Problem description => Your task is to copy the listing exactly, with the pictures left out.

Material provided =>
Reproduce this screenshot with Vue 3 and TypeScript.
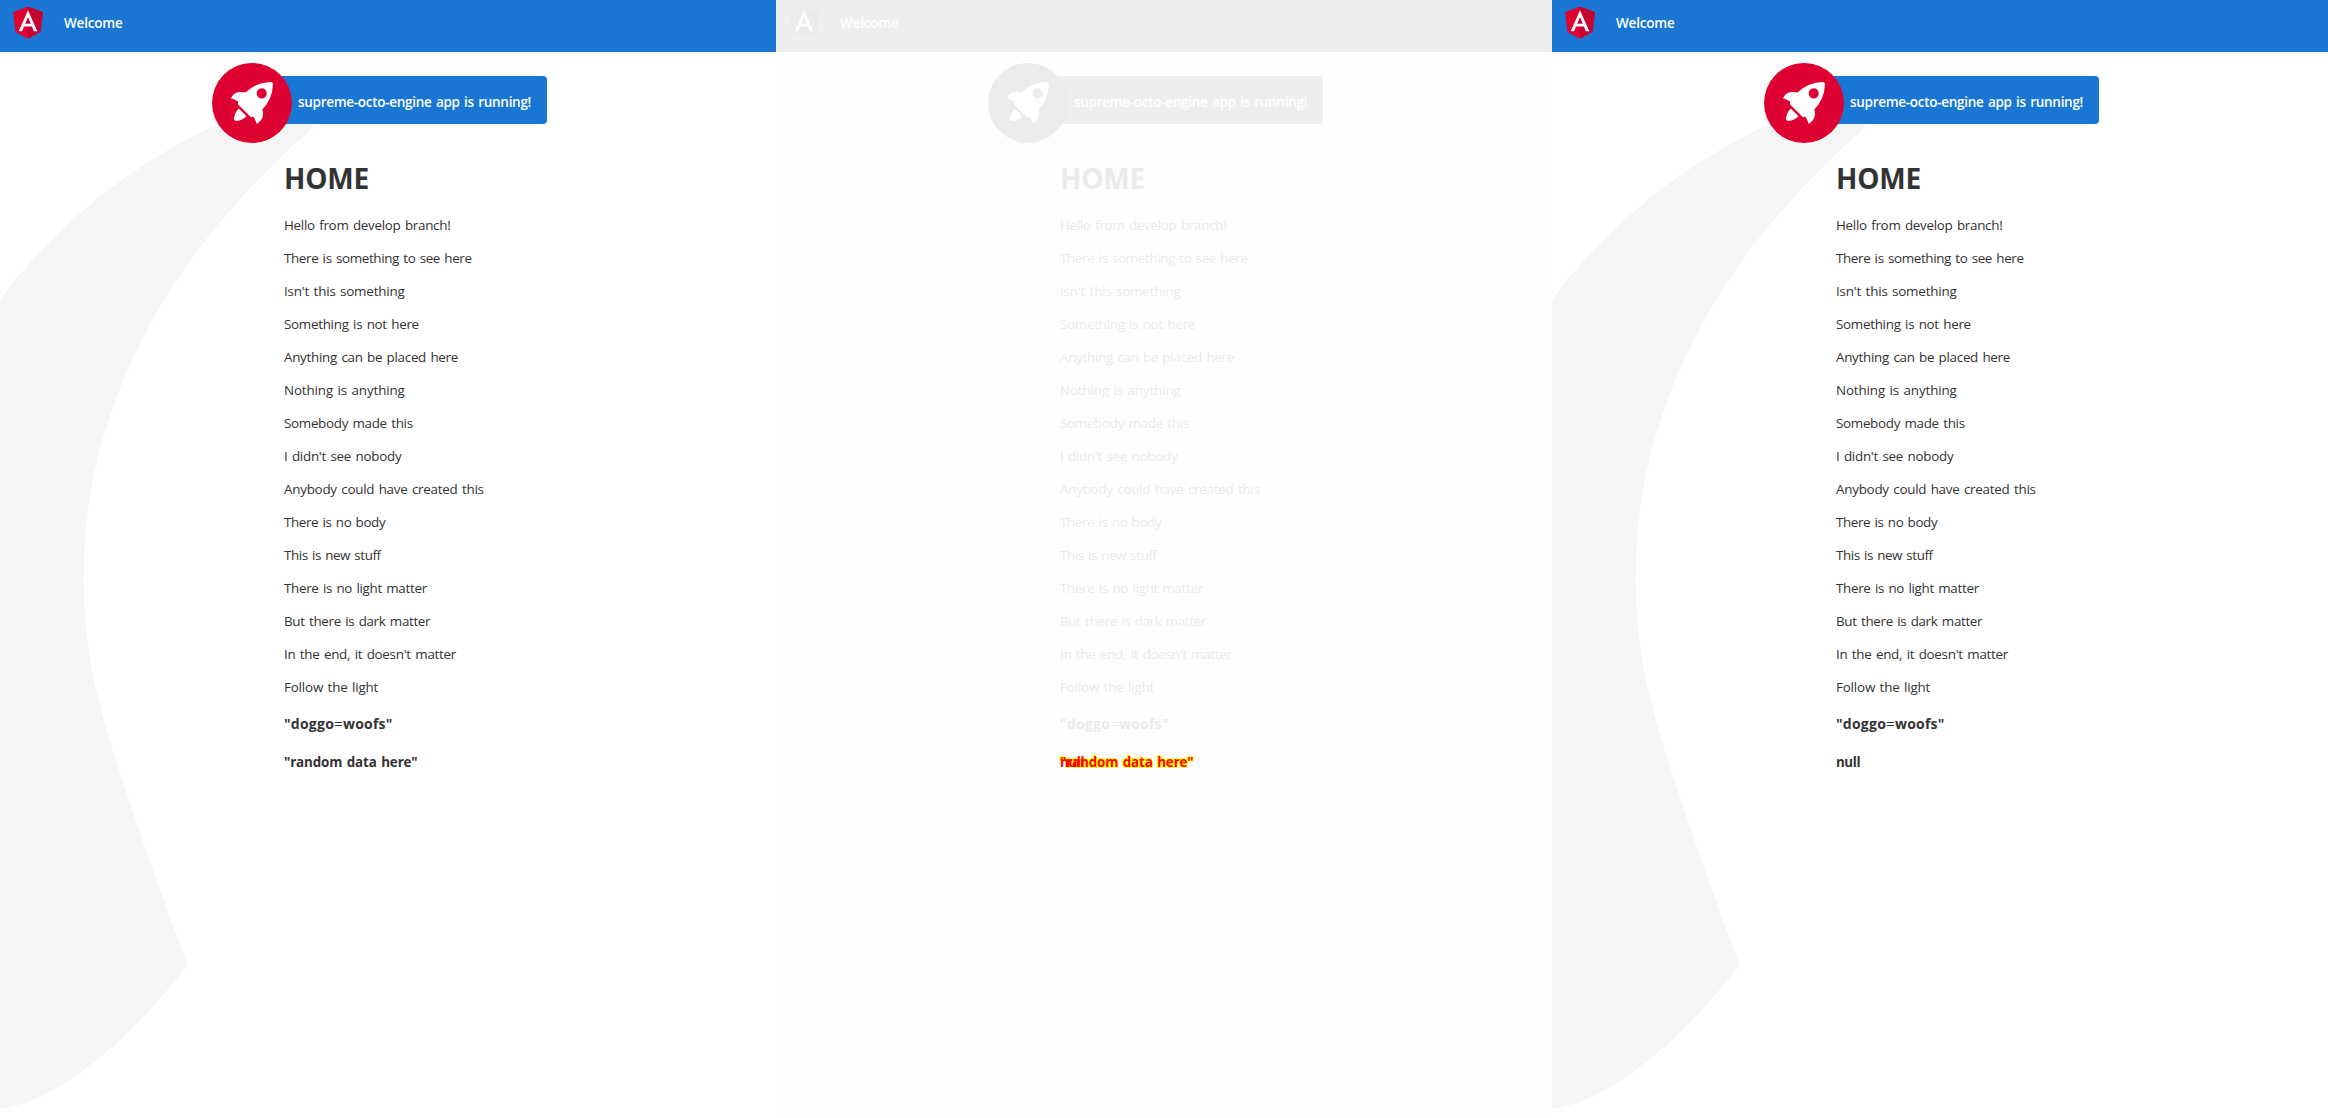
<script setup lang="ts">
interface Line {
  text: string
  tracking: number
}

interface Panel {
  id: string
  diff: boolean
  stored: Line
}

const lines: Line[] = [
  { text: 'Hello from develop branch!', tracking: -0.28 },
  { text: 'There is something to see here', tracking: -0.36 },
  { text: "Isn't this something", tracking: -0.19 },
  { text: 'Something is not here', tracking: -0.28 },
  { text: 'Anything can be placed here', tracking: -0.28 },
  { text: 'Nothing is anything', tracking: -0.14 },
  { text: 'Somebody made this', tracking: -0.3 },
  { text: "I didn't see nobody", tracking: -0.26 },
  { text: 'Anybody could have created this', tracking: -0.25 },
  { text: 'There is no body', tracking: -0.38 },
  { text: 'This is new stuff', tracking: -0.41 },
  { text: 'There is no light matter', tracking: -0.31 },
  { text: 'But there is dark matter', tracking: -0.33 },
  { text: "In the end, it doesn't matter", tracking: -0.27 },
  { text: 'Follow the light', tracking: -0.18 },
]

const randomData: Line = { text: '"random data here"', tracking: -0.14 }
const empty: Line = { text: 'null', tracking: -0.43 }

const panels: Panel[] = [
  { id: 'baseline', diff: false, stored: randomData },
  { id: 'diff', diff: true, stored: randomData },
  { id: 'current', diff: false, stored: empty },
]
</script>

<template>
  <main class="comparison">
    <section v-for="panel in panels" :key="panel.id" class="panel" :class="{ diff: panel.diff }">
      <svg class="smoke" viewBox="0 0 516.119 1083.632" aria-hidden="true">
        <path
          transform="translate(-147.02 -140.939)"
          d="M644.6,141S143.02,215.537,147.049,870.207s342.774,201.755,342.774,201.755S404.659,847.213,388.815,762.2c-27.116-145.51-11.551-384.124,271.9-609.1C671.15,139.365,644.6,141,644.6,141Z"
        />
      </svg>

      <header class="toolbar">
        <svg class="logo" viewBox="0 0 250 250" aria-hidden="true">
          <path class="shield" d="M125 30L31.9 63.2l14.2 123.1L125 230l78.9-43.7 14.2-123.1z" />
          <path class="shield-side" d="M125 30v22.2-.1V230l78.9-43.7 14.2-123.1L125 30z" />
          <path
            class="mark"
            d="M125 52.1L66.8 182.6h21.7l11.7-29.2h49.4l11.7 29.2H183L125 52.1zm17 83.3h-34l17-40.9 17 40.9z"
          />
        </svg>
        <span class="welcome">Welcome</span>
      </header>

      <div class="content">
        <div class="card">
          <svg class="rocket" viewBox="0 0 101.678 101.678" aria-hidden="true">
            <circle class="disc" cx="50.839" cy="50.839" r="50.839" />
            <g class="mark" transform="translate(24.185 24.185)">
              <path
                transform="translate(0.371 3.363)"
                d="M3.4,42.615a3.084,3.084,0,0,0,3.553,3.553,21.419,21.419,0,0,0,12.215-6.107L9.511,30.4A21.419,21.419,0,0,0,3.4,42.615Z"
              />
              <path
                d="M53.3,3.221A3.09,3.09,0,0,0,50.081,0,48.227,48.227,0,0,0,18.322,13.437c-6-1.666-14.991-1.221-18.322,7.218A33.892,33.892,0,0,1,9.439,25.1l-.333.666a3.013,3.013,0,0,0,.555,3.553L23.985,43.641a2.9,2.9,0,0,0,3.553.555l.666-.333A33.892,33.892,0,0,1,32.647,53.3c8.55-5.664,8.884-12.326,7.218-18.322A48.227,48.227,0,0,0,53.3,3.221ZM34.424,9.772a6.439,6.439,0,1,1,9.106,9.106,6.368,6.368,0,0,1-9.106,0A6.467,6.467,0,0,1,34.424,9.772Z"
              />
            </g>
          </svg>
          <span class="running">supreme-octo-engine app is running!</span>
        </div>

        <div class="text">
          <h1>HOME</h1>
          <p v-for="line in lines" :key="line.text" :style="{ letterSpacing: line.tracking + 'px' }">
            {{ line.text }}
          </p>
          <h4 class="pair">"doggo<span class="equals">=</span>woofs"</h4>
          <h4 class="stored" :style="{ letterSpacing: panel.stored.tracking + 'px' }">
            {{ panel.stored.text }}
            <span v-if="panel.diff" class="ghost" :style="{ letterSpacing: empty.tracking + 'px' }">{{ empty.text }}</span>
          </h4>
        </div>
      </div>
    </section>
  </main>
</template>

<style>
body {
  margin: 0;
  background: #fff;
}
</style>

<style scoped>
.comparison {
  display: flex;
  width: 2328px;
  height: 1118px;
  overflow: hidden;
}

.panel {
  --bar: #1976d2;
  --red: #dd0031;
  --red-dark: #c3002f;
  --ink: #333;
  --smoke: #f5f5f5;
  position: relative;
  z-index: 0;
  flex: 0 0 776px;
  height: 1118px;
  overflow: hidden;
  color: var(--ink);
  font-family: "Open Sans", "Noto Sans", sans-serif;
  font-size: 13.4px;
  word-spacing: 1.2px;
}

.panel.diff {
  --bar: #eee;
  --red: #ebebeb;
  --red-dark: #eaeaea;
  --ink: #eaeaea;
  --smoke: #fdfdfd;
  background: #fefefe;
}

.smoke {
  position: absolute;
  z-index: -1;
  top: 86px;
  left: -135.8px;
  height: 1023.5px;
  fill: var(--smoke);
}

.toolbar {
  display: flex;
  align-items: flex-start;
  height: 52px;
  background: var(--bar);
  color: #fff;
}

.logo {
  width: 40px;
  height: 40px;
  margin: 2px 16px 0 8px;
}

.shield,
.disc {
  fill: var(--red);
}

.shield-side {
  fill: var(--red-dark);
}

.mark {
  fill: #fff;
}

.welcome {
  line-height: 47px;
  font-size: 13.5px;
  font-weight: 600;
  letter-spacing: -0.2px;
}

.content {
  padding: 24px 0 0 228px;
}

.card {
  display: flex;
  align-items: center;
  box-sizing: border-box;
  width: 319px;
  height: 48px;
  border-radius: 4px;
  background: var(--bar);
  color: #fff;
}

.rocket {
  flex: none;
  width: 80px;
  height: 80px;
  margin: 6px 6px 0 -16px;
}

.running {
  line-height: 50px;
  margin-top: 3px;
  font-size: 13.5px;
  font-weight: 600;
  letter-spacing: -0.29px;
  white-space: nowrap;
}

.text {
  padding: 34px 0 0 56px;
}

h1 {
  margin: 0 0 11px;
  font-size: 28px;
  font-weight: 700;
  line-height: 40px;
  letter-spacing: -0.2px;
}

p {
  margin: 0;
  line-height: 33px;
}

h4 {
  margin: 0;
  font-size: 13.4px;
  font-weight: 700;
  line-height: 38px;
}

.pair {
  margin-top: 1px;
  font-size: 14px;
  letter-spacing: 0.24px;
}

.equals {
  font-size: 15px;
  font-weight: 400;
  line-height: 1;
}

.stored {
  position: relative;
  white-space: nowrap;
}

.diff .stored {
  color: #f00;
  text-shadow: 1px 0 #ff0, -1px 0 #ff0, 0 1px #ff0, 0 -1px #ff0, 1px 1px #ff0, -1px -1px #ff0;
}

.ghost {
  position: absolute;
  top: 0;
  left: 0;
  text-shadow: none;
}
</style>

Written solution =>
Reproduce this screenshot with Vue 3 and TypeScript.
<script setup lang="ts">
interface Line {
  text: string
  tracking: number
}

interface Panel {
  id: string
  diff: boolean
  stored: Line
}

const lines: Line[] = [
  { text: 'Hello from develop branch!', tracking: -0.28 },
  { text: 'There is something to see here', tracking: -0.36 },
  { text: "Isn't this something", tracking: -0.19 },
  { text: 'Something is not here', tracking: -0.28 },
  { text: 'Anything can be placed here', tracking: -0.28 },
  { text: 'Nothing is anything', tracking: -0.14 },
  { text: 'Somebody made this', tracking: -0.3 },
  { text: "I didn't see nobody", tracking: -0.26 },
  { text: 'Anybody could have created this', tracking: -0.25 },
  { text: 'There is no body', tracking: -0.38 },
  { text: 'This is new stuff', tracking: -0.41 },
  { text: 'There is no light matter', tracking: -0.31 },
  { text: 'But there is dark matter', tracking: -0.33 },
  { text: "In the end, it doesn't matter", tracking: -0.27 },
  { text: 'Follow the light', tracking: -0.18 },
]

const randomData: Line = { text: '"random data here"', tracking: -0.14 }
const empty: Line = { text: 'null', tracking: -0.43 }

const panels: Panel[] = [
  { id: 'baseline', diff: false, stored: randomData },
  { id: 'diff', diff: true, stored: randomData },
  { id: 'current', diff: false, stored: empty },
]
</script>

<template>
  <main class="comparison">
    <section v-for="panel in panels" :key="panel.id" class="panel" :class="{ diff: panel.diff }">
      <svg class="smoke" viewBox="0 0 516.119 1083.632" aria-hidden="true">
        <path
          transform="translate(-147.02 -140.939)"
          d="M644.6,141S143.02,215.537,147.049,870.207s342.774,201.755,342.774,201.755S404.659,847.213,388.815,762.2c-27.116-145.51-11.551-384.124,271.9-609.1C671.15,139.365,644.6,141,644.6,141Z"
        />
      </svg>

      <header class="toolbar">
        <svg class="logo" viewBox="0 0 250 250" aria-hidden="true">
          <path class="shield" d="M125 30L31.9 63.2l14.2 123.1L125 230l78.9-43.7 14.2-123.1z" />
          <path class="shield-side" d="M125 30v22.2-.1V230l78.9-43.7 14.2-123.1L125 30z" />
          <path
            class="mark"
            d="M125 52.1L66.8 182.6h21.7l11.7-29.2h49.4l11.7 29.2H183L125 52.1zm17 83.3h-34l17-40.9 17 40.9z"
          />
        </svg>
        <span class="welcome">Welcome</span>
      </header>

      <div class="content">
        <div class="card">
          <svg class="rocket" viewBox="0 0 101.678 101.678" aria-hidden="true">
            <circle class="disc" cx="50.839" cy="50.839" r="50.839" />
            <g class="mark" transform="translate(24.185 24.185)">
              <path
                transform="translate(0.371 3.363)"
                d="M3.4,42.615a3.084,3.084,0,0,0,3.553,3.553,21.419,21.419,0,0,0,12.215-6.107L9.511,30.4A21.419,21.419,0,0,0,3.4,42.615Z"
              />
              <path
                d="M53.3,3.221A3.09,3.09,0,0,0,50.081,0,48.227,48.227,0,0,0,18.322,13.437c-6-1.666-14.991-1.221-18.322,7.218A33.892,33.892,0,0,1,9.439,25.1l-.333.666a3.013,3.013,0,0,0,.555,3.553L23.985,43.641a2.9,2.9,0,0,0,3.553.555l.666-.333A33.892,33.892,0,0,1,32.647,53.3c8.55-5.664,8.884-12.326,7.218-18.322A48.227,48.227,0,0,0,53.3,3.221ZM34.424,9.772a6.439,6.439,0,1,1,9.106,9.106,6.368,6.368,0,0,1-9.106,0A6.467,6.467,0,0,1,34.424,9.772Z"
              />
            </g>
          </svg>
          <span class="running">supreme-octo-engine app is running!</span>
        </div>

        <div class="text">
          <h1>HOME</h1>
          <p v-for="line in lines" :key="line.text" :style="{ letterSpacing: line.tracking + 'px' }">
            {{ line.text }}
          </p>
          <h4 class="pair">"doggo<span class="equals">=</span>woofs"</h4>
          <h4 class="stored" :style="{ letterSpacing: panel.stored.tracking + 'px' }">
            {{ panel.stored.text }}
            <span v-if="panel.diff" class="ghost" :style="{ letterSpacing: empty.tracking + 'px' }">{{ empty.text }}</span>
          </h4>
        </div>
      </div>
    </section>
  </main>
</template>

<style>
body {
  margin: 0;
  background: #fff;
}
</style>

<style scoped>
.comparison {
  display: flex;
  width: 2328px;
  height: 1118px;
  overflow: hidden;
}

.panel {
  --bar: #1976d2;
  --red: #dd0031;
  --red-dark: #c3002f;
  --ink: #333;
  --smoke: #f5f5f5;
  position: relative;
  z-index: 0;
  flex: 0 0 776px;
  height: 1118px;
  overflow: hidden;
  color: var(--ink);
  font-family: "Open Sans", "Noto Sans", sans-serif;
  font-size: 13.4px;
  word-spacing: 1.2px;
}

.panel.diff {
  --bar: #eee;
  --red: #ebebeb;
  --red-dark: #eaeaea;
  --ink: #eaeaea;
  --smoke: #fdfdfd;
  background: #fefefe;
}

.smoke {
  position: absolute;
  z-index: -1;
  top: 86px;
  left: -135.8px;
  height: 1023.5px;
  fill: var(--smoke);
}

.toolbar {
  display: flex;
  align-items: flex-start;
  height: 52px;
  background: var(--bar);
  color: #fff;
}

.logo {
  width: 40px;
  height: 40px;
  margin: 2px 16px 0 8px;
}

.shield,
.disc {
  fill: var(--red);
}

.shield-side {
  fill: var(--red-dark);
}

.mark {
  fill: #fff;
}

.welcome {
  line-height: 47px;
  font-size: 13.5px;
  font-weight: 600;
  letter-spacing: -0.2px;
}

.content {
  padding: 24px 0 0 228px;
}

.card {
  display: flex;
  align-items: center;
  box-sizing: border-box;
  width: 319px;
  height: 48px;
  border-radius: 4px;
  background: var(--bar);
  color: #fff;
}

.rocket {
  flex: none;
  width: 80px;
  height: 80px;
  margin: 6px 6px 0 -16px;
}

.running {
  line-height: 50px;
  margin-top: 3px;
  font-size: 13.5px;
  font-weight: 600;
  letter-spacing: -0.29px;
  white-space: nowrap;
}

.text {
  padding: 34px 0 0 56px;
}

h1 {
  margin: 0 0 11px;
  font-size: 28px;
  font-weight: 700;
  line-height: 40px;
  letter-spacing: -0.2px;
}

p {
  margin: 0;
  line-height: 33px;
}

h4 {
  margin: 0;
  font-size: 13.4px;
  font-weight: 700;
  line-height: 38px;
}

.pair {
  margin-top: 1px;
  font-size: 14px;
  letter-spacing: 0.24px;
}

.equals {
  font-size: 15px;
  font-weight: 400;
  line-height: 1;
}

.stored {
  position: relative;
  white-space: nowrap;
}

.diff .stored {
  color: #f00;
  text-shadow: 1px 0 #ff0, -1px 0 #ff0, 0 1px #ff0, 0 -1px #ff0, 1px 1px #ff0, -1px -1px #ff0;
}

.ghost {
  position: absolute;
  top: 0;
  left: 0;
  text-shadow: none;
}
</style>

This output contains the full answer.